I kindly ask for some help in providing an example of white noise series, different from Gaussian white noise. Especially, I would like to know if there is a recipe to generate a series of white noise from some distribution, which consists of variables "not independent, but uncorrelated". (Even though I know independent variables are the easiest way to achieve white noice.)
I know the "school example" of "not independent, but uncorrelated" variable: $Y = X^2$ (here is a description), but I am not sure this is the right hint here.
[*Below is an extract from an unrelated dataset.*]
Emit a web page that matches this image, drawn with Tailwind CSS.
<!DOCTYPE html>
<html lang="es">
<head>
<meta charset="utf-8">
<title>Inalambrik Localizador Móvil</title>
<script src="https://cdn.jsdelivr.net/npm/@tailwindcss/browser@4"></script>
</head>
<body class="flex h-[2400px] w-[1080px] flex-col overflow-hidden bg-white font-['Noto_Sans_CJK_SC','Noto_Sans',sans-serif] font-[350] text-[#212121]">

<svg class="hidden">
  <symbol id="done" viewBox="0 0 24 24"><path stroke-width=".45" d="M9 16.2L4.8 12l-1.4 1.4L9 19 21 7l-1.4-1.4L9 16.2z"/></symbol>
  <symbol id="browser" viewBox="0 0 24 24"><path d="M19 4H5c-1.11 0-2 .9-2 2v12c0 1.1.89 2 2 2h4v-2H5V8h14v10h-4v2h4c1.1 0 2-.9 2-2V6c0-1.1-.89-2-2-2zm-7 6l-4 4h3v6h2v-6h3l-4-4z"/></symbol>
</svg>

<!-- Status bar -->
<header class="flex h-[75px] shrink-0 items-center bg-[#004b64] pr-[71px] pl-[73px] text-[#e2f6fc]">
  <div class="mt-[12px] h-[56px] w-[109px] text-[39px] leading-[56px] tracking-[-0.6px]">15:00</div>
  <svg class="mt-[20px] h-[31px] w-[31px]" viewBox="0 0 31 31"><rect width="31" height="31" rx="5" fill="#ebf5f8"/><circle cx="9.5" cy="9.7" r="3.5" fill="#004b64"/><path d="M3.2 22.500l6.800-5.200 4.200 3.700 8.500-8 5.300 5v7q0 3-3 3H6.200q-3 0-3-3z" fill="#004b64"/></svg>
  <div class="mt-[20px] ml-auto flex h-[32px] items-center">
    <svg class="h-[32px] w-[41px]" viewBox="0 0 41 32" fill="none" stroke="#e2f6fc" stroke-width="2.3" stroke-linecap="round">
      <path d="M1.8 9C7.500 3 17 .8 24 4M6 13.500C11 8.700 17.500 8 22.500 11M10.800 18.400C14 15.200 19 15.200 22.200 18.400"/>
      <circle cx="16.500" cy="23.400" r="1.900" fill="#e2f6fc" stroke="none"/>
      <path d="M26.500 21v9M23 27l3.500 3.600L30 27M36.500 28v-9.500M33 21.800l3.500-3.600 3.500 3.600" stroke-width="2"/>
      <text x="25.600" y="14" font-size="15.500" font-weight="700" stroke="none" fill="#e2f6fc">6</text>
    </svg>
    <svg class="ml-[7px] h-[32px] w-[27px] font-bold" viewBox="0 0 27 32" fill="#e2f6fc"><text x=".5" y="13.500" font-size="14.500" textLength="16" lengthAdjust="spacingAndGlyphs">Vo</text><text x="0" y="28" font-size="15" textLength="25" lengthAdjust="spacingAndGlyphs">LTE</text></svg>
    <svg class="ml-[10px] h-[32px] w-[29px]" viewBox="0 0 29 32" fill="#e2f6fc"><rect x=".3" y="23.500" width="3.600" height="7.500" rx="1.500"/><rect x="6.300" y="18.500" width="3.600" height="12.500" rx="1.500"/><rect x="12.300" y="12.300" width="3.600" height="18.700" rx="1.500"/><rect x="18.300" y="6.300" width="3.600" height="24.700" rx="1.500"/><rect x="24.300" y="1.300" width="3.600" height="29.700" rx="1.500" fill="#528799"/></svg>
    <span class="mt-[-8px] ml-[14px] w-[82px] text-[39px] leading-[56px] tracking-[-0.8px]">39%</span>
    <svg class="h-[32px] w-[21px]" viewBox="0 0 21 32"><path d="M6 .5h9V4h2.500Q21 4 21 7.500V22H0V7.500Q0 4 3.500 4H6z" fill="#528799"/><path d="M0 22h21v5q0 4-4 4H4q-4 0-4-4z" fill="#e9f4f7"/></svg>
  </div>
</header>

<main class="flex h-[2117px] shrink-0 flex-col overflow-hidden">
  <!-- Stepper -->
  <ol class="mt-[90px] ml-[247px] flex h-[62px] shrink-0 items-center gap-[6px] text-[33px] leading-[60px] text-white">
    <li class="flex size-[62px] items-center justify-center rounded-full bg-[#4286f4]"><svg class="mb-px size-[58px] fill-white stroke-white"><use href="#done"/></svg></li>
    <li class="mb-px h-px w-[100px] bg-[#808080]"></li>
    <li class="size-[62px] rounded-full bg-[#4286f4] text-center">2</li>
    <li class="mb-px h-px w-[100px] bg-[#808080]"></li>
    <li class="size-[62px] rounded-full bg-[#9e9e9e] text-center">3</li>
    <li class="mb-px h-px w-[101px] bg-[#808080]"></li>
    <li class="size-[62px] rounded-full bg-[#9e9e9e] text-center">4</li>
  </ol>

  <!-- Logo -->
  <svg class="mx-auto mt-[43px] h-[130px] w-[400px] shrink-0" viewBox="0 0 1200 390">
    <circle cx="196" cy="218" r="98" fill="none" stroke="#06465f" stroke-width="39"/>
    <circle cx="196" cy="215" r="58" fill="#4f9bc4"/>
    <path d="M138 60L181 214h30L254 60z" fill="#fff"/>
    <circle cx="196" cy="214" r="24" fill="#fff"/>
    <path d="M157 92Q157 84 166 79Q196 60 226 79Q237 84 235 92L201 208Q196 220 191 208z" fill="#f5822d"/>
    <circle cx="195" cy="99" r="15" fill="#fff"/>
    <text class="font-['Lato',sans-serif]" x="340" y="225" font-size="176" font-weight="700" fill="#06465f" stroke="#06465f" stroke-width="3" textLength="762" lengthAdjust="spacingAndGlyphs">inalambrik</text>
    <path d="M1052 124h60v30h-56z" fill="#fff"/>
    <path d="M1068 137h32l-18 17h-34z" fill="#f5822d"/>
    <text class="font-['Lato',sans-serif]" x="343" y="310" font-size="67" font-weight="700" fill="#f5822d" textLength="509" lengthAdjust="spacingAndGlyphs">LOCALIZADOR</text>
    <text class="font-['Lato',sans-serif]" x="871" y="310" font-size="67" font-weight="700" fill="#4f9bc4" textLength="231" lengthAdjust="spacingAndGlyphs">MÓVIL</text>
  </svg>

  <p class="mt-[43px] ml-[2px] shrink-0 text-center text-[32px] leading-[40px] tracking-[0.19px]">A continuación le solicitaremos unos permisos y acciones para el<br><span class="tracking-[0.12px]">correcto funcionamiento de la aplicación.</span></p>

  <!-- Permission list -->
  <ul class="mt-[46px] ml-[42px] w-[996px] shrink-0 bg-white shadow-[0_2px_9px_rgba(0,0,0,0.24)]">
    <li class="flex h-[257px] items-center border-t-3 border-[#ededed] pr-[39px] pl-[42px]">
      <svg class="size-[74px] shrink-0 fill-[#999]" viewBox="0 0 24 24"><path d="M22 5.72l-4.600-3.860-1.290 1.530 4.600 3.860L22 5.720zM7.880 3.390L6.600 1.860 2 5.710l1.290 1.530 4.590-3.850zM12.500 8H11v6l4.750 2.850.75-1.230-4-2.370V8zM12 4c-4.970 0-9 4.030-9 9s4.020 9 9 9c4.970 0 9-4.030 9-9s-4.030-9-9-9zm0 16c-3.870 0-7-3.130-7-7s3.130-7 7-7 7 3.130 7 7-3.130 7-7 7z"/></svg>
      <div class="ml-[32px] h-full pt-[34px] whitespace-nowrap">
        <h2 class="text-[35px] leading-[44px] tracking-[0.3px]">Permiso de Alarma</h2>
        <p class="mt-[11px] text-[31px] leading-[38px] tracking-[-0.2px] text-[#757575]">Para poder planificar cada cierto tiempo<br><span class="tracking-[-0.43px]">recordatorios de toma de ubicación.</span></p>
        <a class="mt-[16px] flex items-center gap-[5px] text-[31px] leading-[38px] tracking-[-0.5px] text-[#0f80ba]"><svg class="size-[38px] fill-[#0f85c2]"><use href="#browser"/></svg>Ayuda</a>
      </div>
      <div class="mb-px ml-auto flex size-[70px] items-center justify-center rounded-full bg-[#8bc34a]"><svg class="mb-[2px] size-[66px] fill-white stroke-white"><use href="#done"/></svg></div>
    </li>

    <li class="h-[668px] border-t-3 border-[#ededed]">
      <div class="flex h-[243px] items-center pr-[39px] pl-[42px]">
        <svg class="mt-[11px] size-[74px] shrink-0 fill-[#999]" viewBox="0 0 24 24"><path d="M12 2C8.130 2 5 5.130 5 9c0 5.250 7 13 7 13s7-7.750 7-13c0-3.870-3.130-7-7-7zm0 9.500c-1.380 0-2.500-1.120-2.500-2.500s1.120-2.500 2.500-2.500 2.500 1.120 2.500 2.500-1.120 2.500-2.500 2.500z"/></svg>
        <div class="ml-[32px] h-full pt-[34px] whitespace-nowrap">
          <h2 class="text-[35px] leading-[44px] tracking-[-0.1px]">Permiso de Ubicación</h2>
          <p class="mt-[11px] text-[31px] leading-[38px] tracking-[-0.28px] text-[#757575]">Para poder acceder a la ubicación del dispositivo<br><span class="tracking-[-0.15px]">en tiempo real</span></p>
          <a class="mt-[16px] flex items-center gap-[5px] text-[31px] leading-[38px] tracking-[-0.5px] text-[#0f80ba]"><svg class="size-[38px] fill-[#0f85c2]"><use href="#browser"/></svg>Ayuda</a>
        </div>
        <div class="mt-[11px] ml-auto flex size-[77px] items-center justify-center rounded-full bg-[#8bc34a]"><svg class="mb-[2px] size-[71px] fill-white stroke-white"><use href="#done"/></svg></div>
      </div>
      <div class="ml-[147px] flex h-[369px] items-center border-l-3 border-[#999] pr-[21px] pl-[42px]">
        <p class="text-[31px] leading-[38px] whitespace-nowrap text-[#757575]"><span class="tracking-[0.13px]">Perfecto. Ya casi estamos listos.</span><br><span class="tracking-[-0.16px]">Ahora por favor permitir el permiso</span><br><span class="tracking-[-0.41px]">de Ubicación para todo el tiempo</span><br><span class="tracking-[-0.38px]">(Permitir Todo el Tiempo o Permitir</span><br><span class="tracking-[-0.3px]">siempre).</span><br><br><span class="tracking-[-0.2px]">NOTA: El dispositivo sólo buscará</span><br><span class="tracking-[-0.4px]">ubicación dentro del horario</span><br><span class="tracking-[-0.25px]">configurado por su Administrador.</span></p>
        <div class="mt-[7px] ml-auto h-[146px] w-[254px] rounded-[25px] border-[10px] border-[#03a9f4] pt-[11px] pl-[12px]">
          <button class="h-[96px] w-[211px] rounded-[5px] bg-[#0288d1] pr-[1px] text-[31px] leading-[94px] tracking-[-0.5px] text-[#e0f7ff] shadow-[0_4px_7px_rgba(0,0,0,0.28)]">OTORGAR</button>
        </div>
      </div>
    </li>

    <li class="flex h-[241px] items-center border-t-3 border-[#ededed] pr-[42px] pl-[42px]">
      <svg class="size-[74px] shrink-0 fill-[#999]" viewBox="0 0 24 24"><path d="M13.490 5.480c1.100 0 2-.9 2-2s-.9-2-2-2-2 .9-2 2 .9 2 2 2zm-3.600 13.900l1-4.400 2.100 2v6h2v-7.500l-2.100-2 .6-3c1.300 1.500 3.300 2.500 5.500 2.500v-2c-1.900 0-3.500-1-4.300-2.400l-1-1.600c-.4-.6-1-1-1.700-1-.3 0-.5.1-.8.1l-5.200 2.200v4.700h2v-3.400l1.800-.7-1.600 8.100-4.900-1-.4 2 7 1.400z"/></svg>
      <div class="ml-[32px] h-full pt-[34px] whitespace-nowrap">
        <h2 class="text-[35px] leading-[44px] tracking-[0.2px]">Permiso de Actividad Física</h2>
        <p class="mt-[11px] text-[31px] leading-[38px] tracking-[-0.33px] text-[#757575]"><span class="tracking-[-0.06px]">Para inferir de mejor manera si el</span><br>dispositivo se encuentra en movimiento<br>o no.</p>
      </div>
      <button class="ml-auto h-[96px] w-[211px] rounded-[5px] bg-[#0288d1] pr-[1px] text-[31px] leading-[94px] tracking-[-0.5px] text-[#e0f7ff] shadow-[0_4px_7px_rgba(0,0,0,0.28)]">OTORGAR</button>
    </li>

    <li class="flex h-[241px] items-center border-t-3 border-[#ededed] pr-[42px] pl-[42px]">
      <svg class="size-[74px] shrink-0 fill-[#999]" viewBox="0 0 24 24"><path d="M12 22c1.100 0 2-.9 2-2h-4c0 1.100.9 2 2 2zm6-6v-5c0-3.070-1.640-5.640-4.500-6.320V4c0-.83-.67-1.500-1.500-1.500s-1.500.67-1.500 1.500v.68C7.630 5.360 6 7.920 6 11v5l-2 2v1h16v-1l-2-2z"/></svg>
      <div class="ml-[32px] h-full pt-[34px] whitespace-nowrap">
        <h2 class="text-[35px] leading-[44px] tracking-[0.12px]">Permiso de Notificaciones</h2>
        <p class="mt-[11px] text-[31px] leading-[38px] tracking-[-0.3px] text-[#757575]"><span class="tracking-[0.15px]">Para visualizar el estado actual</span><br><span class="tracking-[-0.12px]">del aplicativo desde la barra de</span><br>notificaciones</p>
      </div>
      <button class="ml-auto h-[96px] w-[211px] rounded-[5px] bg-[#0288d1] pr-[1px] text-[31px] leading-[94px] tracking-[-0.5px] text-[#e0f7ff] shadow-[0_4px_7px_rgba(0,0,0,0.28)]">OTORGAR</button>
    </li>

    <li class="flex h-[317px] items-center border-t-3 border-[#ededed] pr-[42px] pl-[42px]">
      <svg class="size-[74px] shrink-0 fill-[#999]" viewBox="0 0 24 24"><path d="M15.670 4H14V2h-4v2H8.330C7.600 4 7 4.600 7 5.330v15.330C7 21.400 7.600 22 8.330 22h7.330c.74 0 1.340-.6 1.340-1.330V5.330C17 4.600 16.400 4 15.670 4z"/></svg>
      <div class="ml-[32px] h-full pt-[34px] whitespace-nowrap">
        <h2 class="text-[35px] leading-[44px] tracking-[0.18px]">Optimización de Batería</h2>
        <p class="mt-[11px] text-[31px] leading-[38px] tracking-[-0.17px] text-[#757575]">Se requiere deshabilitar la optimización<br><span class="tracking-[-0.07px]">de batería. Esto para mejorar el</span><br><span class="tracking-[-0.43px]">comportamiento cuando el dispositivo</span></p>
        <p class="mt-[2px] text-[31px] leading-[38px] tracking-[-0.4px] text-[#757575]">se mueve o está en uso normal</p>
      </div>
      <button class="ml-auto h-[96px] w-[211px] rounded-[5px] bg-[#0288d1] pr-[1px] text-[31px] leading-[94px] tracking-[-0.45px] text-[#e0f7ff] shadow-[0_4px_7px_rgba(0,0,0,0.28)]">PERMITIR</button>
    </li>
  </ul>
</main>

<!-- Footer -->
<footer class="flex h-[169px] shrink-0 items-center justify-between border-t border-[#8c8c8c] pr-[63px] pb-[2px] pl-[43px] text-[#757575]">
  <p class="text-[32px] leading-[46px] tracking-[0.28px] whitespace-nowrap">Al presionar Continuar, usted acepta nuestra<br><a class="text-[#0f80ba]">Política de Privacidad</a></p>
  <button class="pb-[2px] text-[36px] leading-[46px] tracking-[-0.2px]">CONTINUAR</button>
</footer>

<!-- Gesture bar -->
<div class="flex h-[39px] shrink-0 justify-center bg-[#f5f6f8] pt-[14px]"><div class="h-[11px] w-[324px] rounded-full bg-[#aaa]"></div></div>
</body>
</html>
Any stationary zero mean distribution will be a white noise process as long as each of the samples are independent and identically distributed. The distribution itself has no effect on the process being white or not. A white noise process has a constant power spectral density, and the power spectral density is the Fourier Transform of the autocorrelation function. If the process produces zero mean independent and identically distributed samples, the autocorrelation function will be a unit sample function (scaled by the variance), which has a constant Fourier Transform.
Quantization noise is well approximated as a uniform white noise process. This is generated by rounding a sampled signal and will approximate a uniform white noise process well if the signal traverses several rounding boundaries from sample to sample. This can be understood intuitively by considering a sine wave: that has an amplitude that is several quantization levels and a frequency that is not an integer sub-multiple of the sampling frequency: where a sample lands between any two quantization levels given as $q$ will be uniformly likely in the span of $-q/2$ to $+q/2$ (or similarly if truncating instead of rounding will be uniform in the span of $0$ to $q$.
Another recipe for no independent but uncorrelated is to multiply a random signal by $j$.